The presidential spokesman, however, assured that concrete steps were already afoot to end the friction.

Shehu said in an interview, “There is no official position by the government of Nigeria and the Federal Executive Council never sat down to take a decision to say that some categories of officials will not be sent to the National Assembly any longer or that the authority of the Senate under the constitution to screen and pass nominees has never been questioned by the government or the FEC,” he said.

According to the media aide, in compliance with the provisions of the law, the executive arm has been sending the names of its nominees to the National Assembly for screening and it will continue to do so.

He said that all parties involved in the matter would soon meet with a view to resolving the impasse.
“From the time the Vice President gave that opinion to now, more than 20 nominations have been forwarded to the Senate and quite a number of them have been screened, sworn in and are now occupying positions. So, therefore, this is not a big issue as some people want to make it. The party, government and the National Assembly will sit on a roundtable and this matter will be discussed and resolved. I assure you,” he stated.

Recall that Osinbajo was recently quoted as saying that executive appointments did not require legislative approval based on Section 171 of the 1999 Constitution as amended.
The comments by the Acting President, last week, drew the ire of lawmakers, who swiftly placed an embargo on confirmation of executive appointments as a gesture of all-out showdown.

In the wake of the Acting President’s comments, the irate lawmakers also suspended the confirmation of Osinbajo’s nominee, Mr. Lanre Gbajabiamila as chairman of the National Lottery Commission, pending the time their powers would be recognised and respected by the executive arm, especially the removal of the acting chairman of the Economic and Financial Crimes Commission (EFCC), Ibrahim Magu.

Reports have shown that since Senate fresh feud with the Presidency broke out last week, the Senate President Bukola Saraki has had two closed-door meetings with Osinbajo but the details of their meetings were not revealed.

Recent reports have it that the governing All Progressives Congress (APC) has waded in to broker peace between the executive and the legislature over their disagreement on the removal of Magu, the reports revealed that the latest in the series of meetings, which began last week, was held at the Presidential Villa late on Sunday.

It was learnt that the meeting was deadlocked, as the party leadership could not convince the executive and the Senate to shift their grounds on Magu.

Some pundits have posited that the ongoing power play and power tussle between the two arms must come to an end, as it is taking a heavy toll on the smooth-running of the government.

The report said that a top member of the party had disclosed that a lasting solution to the raging face-off was yet to be found.

The media report quoted a source, who attended the meeting as saying, “We are between the devil and the deep blue sea.

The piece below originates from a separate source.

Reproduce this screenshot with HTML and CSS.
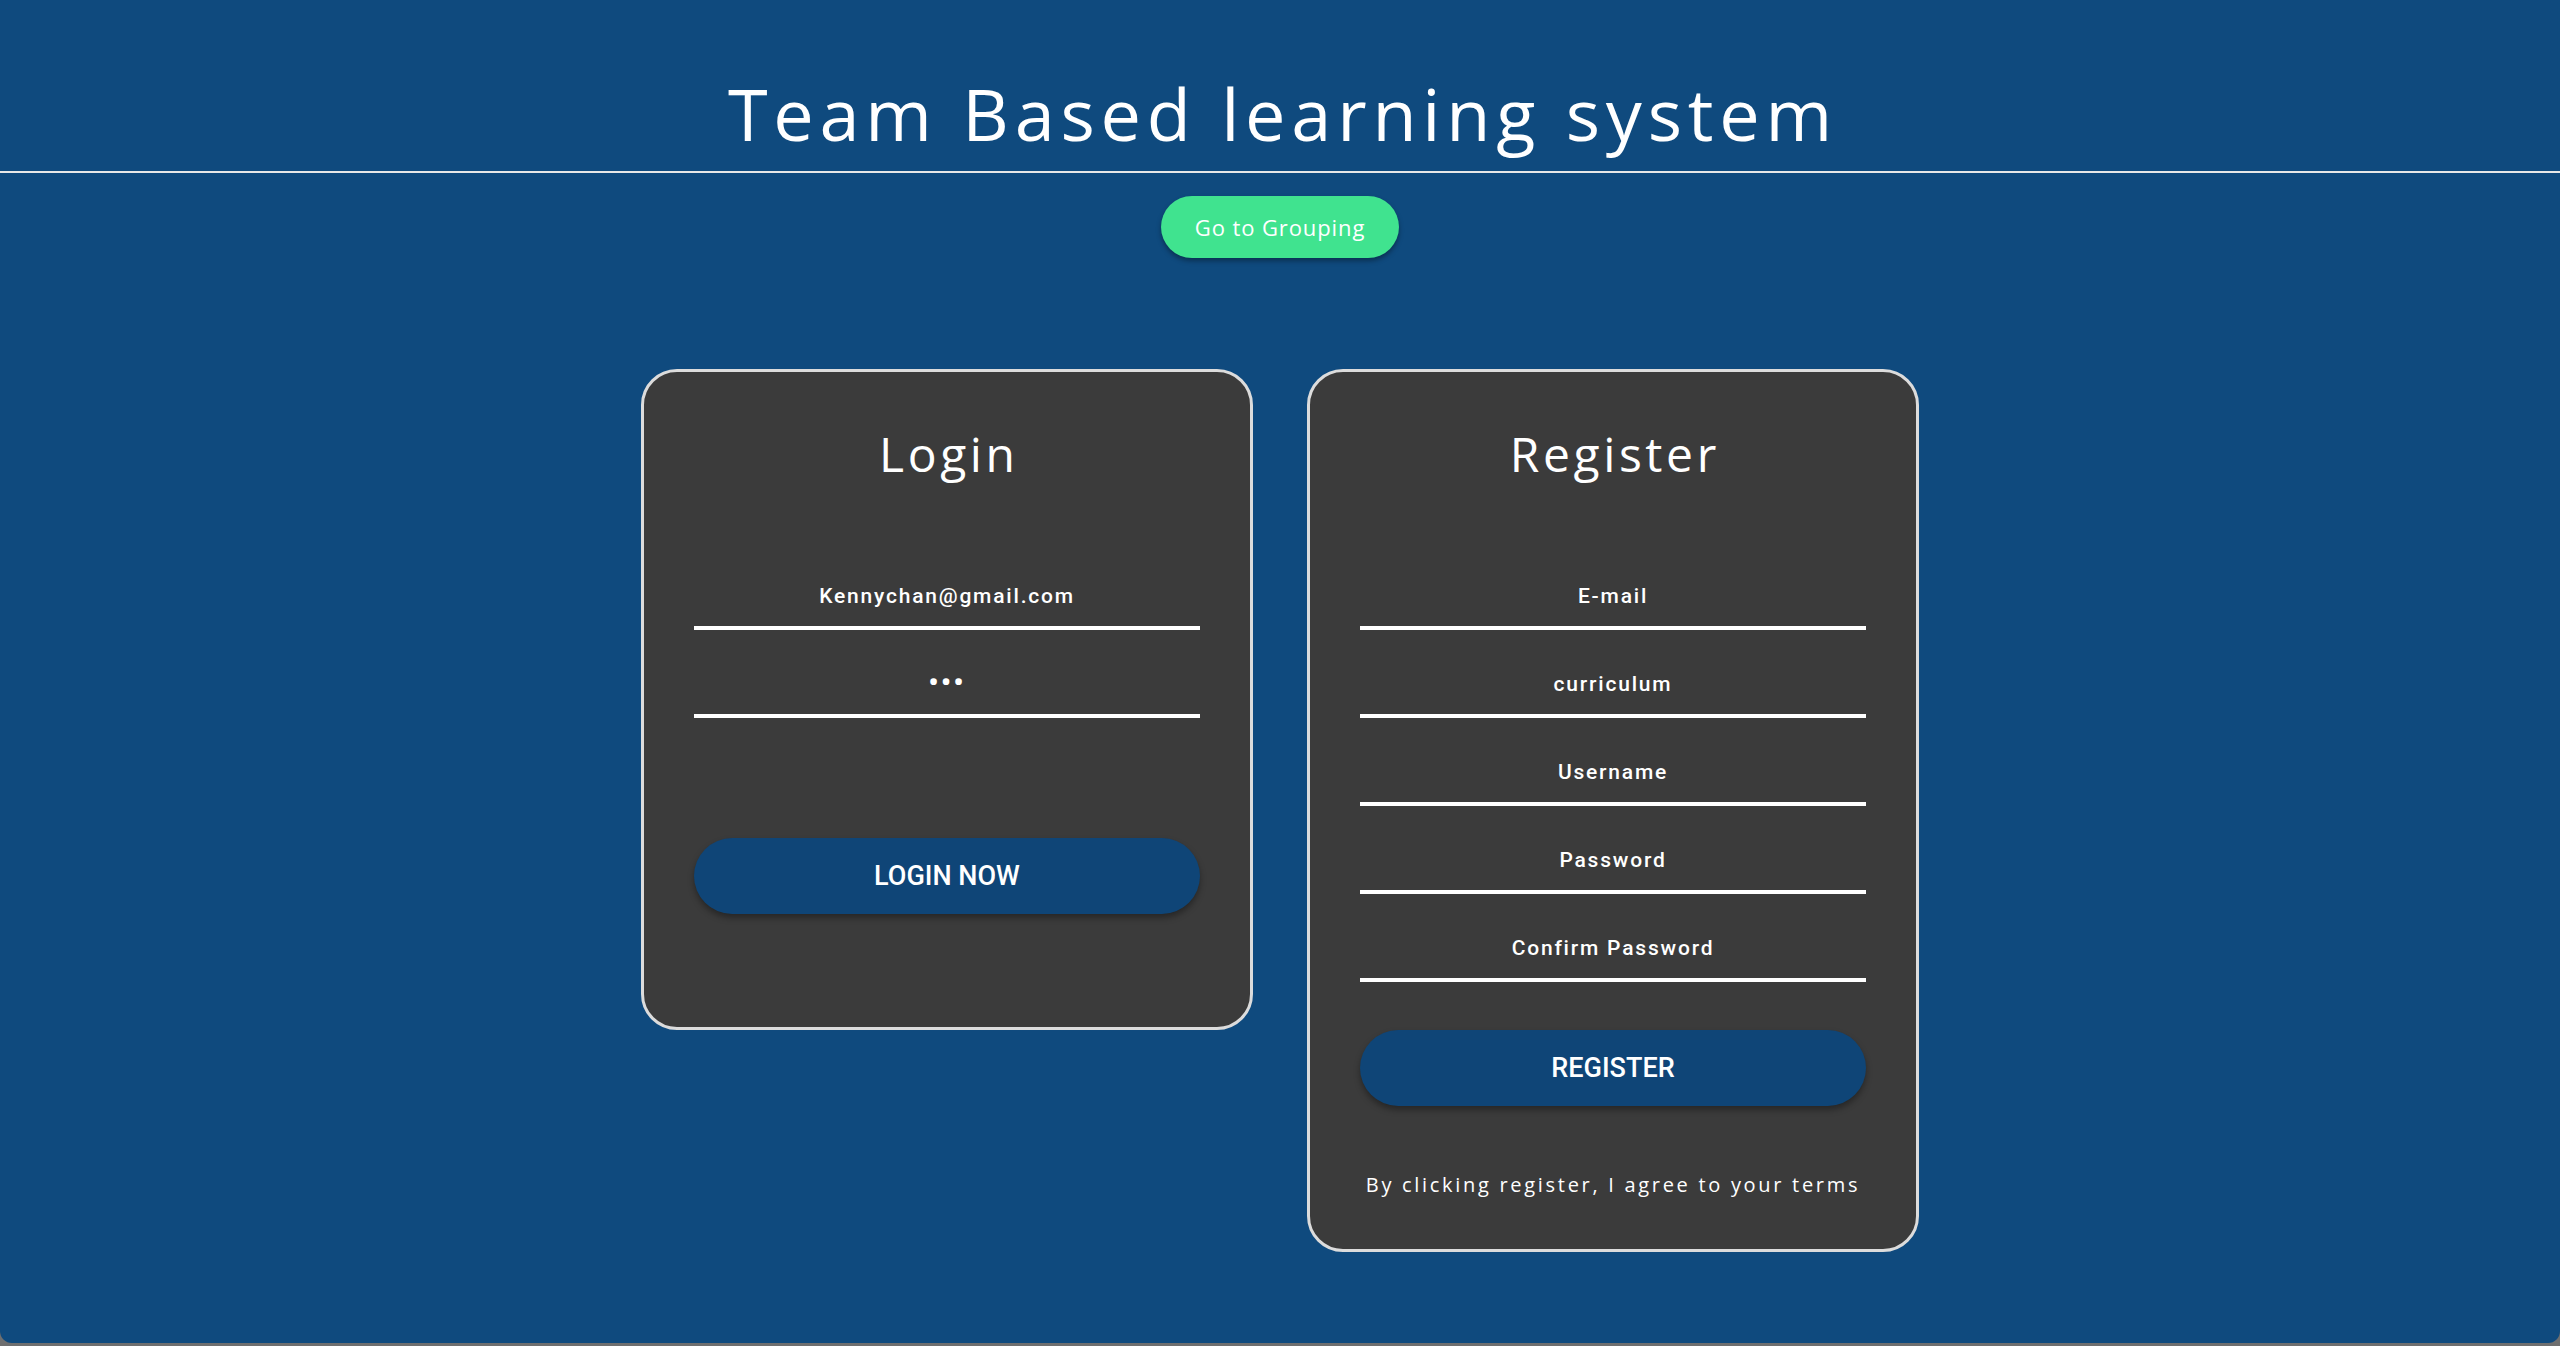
FILE: index.html
```html
<!DOCTYPE html>
<html lang="en">
<head>
<meta charset="utf-8">
<title>Team Based learning system</title>
<link rel="stylesheet" href="styles.css">
</head>
<body>
<div class="page">
  <header class="header">
    <h1 class="title">Team Based learning system</h1>
  </header>
  <div class="nav">
    <button class="group-btn" type="button">Go to Grouping</button>
  </div>
  <main class="cards">
    <section class="card">
      <h2 class="card-title">Login</h2>
      <input class="field" type="text" value="Kennychan@gmail.com">
      <input class="field secret" type="password" value="abc">
      <button class="action login-action" type="button">LOGIN NOW</button>
    </section>
    <section class="card">
      <h2 class="card-title">Register</h2>
      <input class="field" type="text" placeholder="E-mail">
      <input class="field" type="text" placeholder="curriculum">
      <input class="field" type="text" placeholder="Username">
      <input class="field" type="password" placeholder="Password">
      <input class="field" type="password" placeholder="Confirm Password">
      <button class="action register-action" type="button">REGISTER</button>
      <p class="terms">By clicking register, I agree to your terms</p>
    </section>
  </main>
</div>
</body>
</html>
```

FILE: styles.css
```css
html {
  background: #6f6f6f;
}
body {
  margin: 0;
  height: 1346px;
  overflow: hidden;
}
.page {
  height: 1343px;
  background: #0f4a7e;
  border-radius: 0 0 12px 12px;
  display: flex;
  flex-direction: column;
  align-items: stretch;
  font-family: "Open Sans", "DejaVu Sans", sans-serif;
  color: #ffffff;
}
.header {
  padding-top: 63px;
  padding-bottom: 8px;
  border-bottom: 2px solid #e8e8e8;
}
.title {
  margin: 0;
  text-align: center;
  font-size: 72px;
  line-height: 100px;
  font-weight: 400;
  letter-spacing: 5.8px;
  text-indent: 5.8px;
}
.nav {
  display: flex;
  justify-content: center;
  margin-top: 23px;
}
.group-btn {
  width: 238px;
  height: 62px;
  border: none;
  border-radius: 31px;
  background: #40e38f;
  color: #ffffff;
  font-family: "Open Sans", sans-serif;
  font-size: 22px;
  letter-spacing: 0.9px;
  box-shadow: 0 3px 5px rgba(0, 0, 0, 0.35);
  padding: 0;
}
.cards {
  display: flex;
  justify-content: center;
  align-items: flex-start;
  gap: 54px;
  margin-top: 111px;
}
.card {
  width: 612px;
  box-sizing: border-box;
  background: #3b3b3b;
  border: 3px solid #dcdcdc;
  border-radius: 36px;
  padding: 54px 50px 113px;
  display: flex;
  flex-direction: column;
}
.card:last-child {
  padding-bottom: 50px;
}
.card-title {
  margin: 0 0 60px;
  text-align: center;
  font-size: 48px;
  line-height: 56px;
  font-weight: 400;
  letter-spacing: 3.6px;
  text-indent: 3.6px;
}
.field {
  display: block;
  width: 100%;
  height: 88px;
  box-sizing: border-box;
  margin: 0;
  padding: 24px 0 0;
  border: none;
  border-bottom: 4px solid #ffffff;
  background: transparent;
  color: #ffffff;
  text-align: center;
  font-family: Roboto, "Liberation Sans", sans-serif;
  font-weight: 500;
  font-size: 21px;
  letter-spacing: 1.8px;
  outline: none;
}
.field::placeholder {
  color: #ffffff;
  opacity: 1;
}
.secret {
  font-size: 30px;
  letter-spacing: 2px;
  padding-top: 20px;
}
.action {
  height: 76px;
  width: 100%;
  border: none;
  border-radius: 38px;
  background: #0f4577;
  color: #ffffff;
  font-family: Roboto, "Liberation Sans", sans-serif;
  font-weight: 500;
  font-size: 27px;
  box-shadow: 0 4px 6px rgba(0, 0, 0, 0.35);
  padding: 0;
}
.login-action {
  margin-top: 120px;
}
.register-action {
  margin-top: 48px;
}
.terms {
  margin: 65px 0 0;
  text-align: center;
  font-size: 20px;
  line-height: 28px;
  letter-spacing: 2.7px;
}
```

Consultations and discussions are still ongoing. We were not consulted at the beginning and this thing was allowed to degenerate to this level.
“What we are doing is damage control. We had to intervene instead of waiting to be left with offering explanations for something we know nothing about.

“The matter is still on. What is happening is that the Acting President, who is fiercely loyal to his boss, does not want to do anything to betray that trust. The last time he spoke to the boss, the boss wanted Magu and as a lawyer, he does everything to protect his client that is his attitude.”

Another report has said that the lawmakers have listed their conditions for resolution, which included the immediate removal of Magu and respect for their constitutional powers. The report said that the Senate vowed not to sheathe their swords in the ongoing peace talks unless the acting chairman of EFCC is removed.

The report quoted a source as saying, “They are insisting that in the real sense, not only the EFCC chairman, any public officer that is subject to Senate confirmation, what disqualifies his confirmation by the Senate automatically disqualifies him from acting in that capacity.
“In any democracy in the world, lobbying is allowed. You lobby the legislature, you lobby members of parliament.

“In this case, the Department of State Services was supposed to have sent its security report to the President, but it didn’t do that; it sent it directly to the Senate. This never happens anywhere.”

Meanwhile, some public commentators have thrown their weight behind the Senate, urging Osinbajo to withdraw his comments and recognise the powers of the legislature by dropping Magu as the EFCC boss just for the sake of peace.

They wondered why the Presidency is adamantly insisting on Magu to head the anti-graft agency in spite of the damning reports from the Department of State Services (DSS), asking if Magu is the only Nigerian to drive the vehicle of anti-corruption agency in the country.
However, others commentators believe that the executive cannot afford to easily yield grounds to the legislature, which appears bullying. They opine that the presidency needs to put up a strong front and stamp its feet down and not buckle.

In all, the face-off is clearly affecting governance just as politics have taken center stage. For one, many expect that the apprehension that trailed the signing of the budget should by now have petered out for real governance to take place.